The Siemens SENTRON 3VA2463-6KP32-0CC0 is a 3-pole molded case circuit breaker rated for 630 A continuous at 40 °C, with a thermal derating curve down to 450 A at 70 °C. Its interrupting capacity hits 242 kA at 240 V and 187 kA at 415 V — numbers that put it in the high-fault tier for industrial main feeders or large sub-distribution. The breaker is designed for line protection (not motor or generator protection), carries an integrated communication function for remote monitoring or trip-event capture, and ships with an undervoltage release (UVR) and two HQ auxiliary switches pre-installed.

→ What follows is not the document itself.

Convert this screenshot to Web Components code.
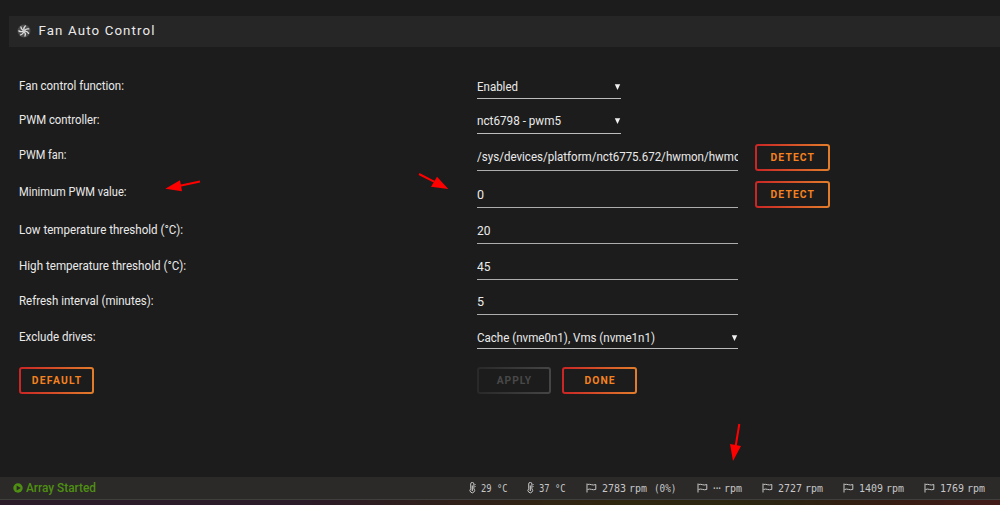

Key Ratings — What They Mean for Fit
The 630 A frame at 40 °C is the thermal benchmark for a main breaker on a 400–500 kVA transformer secondary or a large bus riser. If your panel ambient runs hotter — say, 50 °C inside the enclosure — the breaker derates to 570 A; at 60 °C it drops to 510 A. That derating curve is the first thing to check against your calculated load before committing the BOM line. Breaking capacity of 187 kA at 415 V means this breaker can safely interrupt a fault up to that level on a 400 V industrial network without cascading upstream. At 690 V the rating drops to 9 kA — verify the system voltage against the curve if you are on a 690 V corner-grounded delta or IT system. The 3-pole design, 248 mm height, 138 mm width, and 110 mm depth fit standard SENTRON panel-mounting footprints. The basic switch variant is 3VA2463-6KP32-0AA0; this -0CC0 suffix adds the communication module and UVR. If your panel was wired for a 5SQ2370-2YA05 frame, verify the mounting hole pattern and bus-bar spacing — the SENTRON 3VA series uses a different lug centerline than the older 5SQ generation.
Built-in Accessories and Communication
Two HQ auxiliary switches provide independent status feedback for PLC or SCADA inputs. The undervoltage release (UVR) trips the breaker on loss of control voltage — standard for safety disconnects or emergency-stop chains where a voltage-drop must open the main contacts. The communication function (protocol not specified in the base listing) enables remote tripping and energy monitoring without an external shunt trip. Maximum power loss is 164.5 W at rated current — account for this heat in your enclosure ventilation calculation, especially if the breaker is in a sealed cabinet with other heat sources.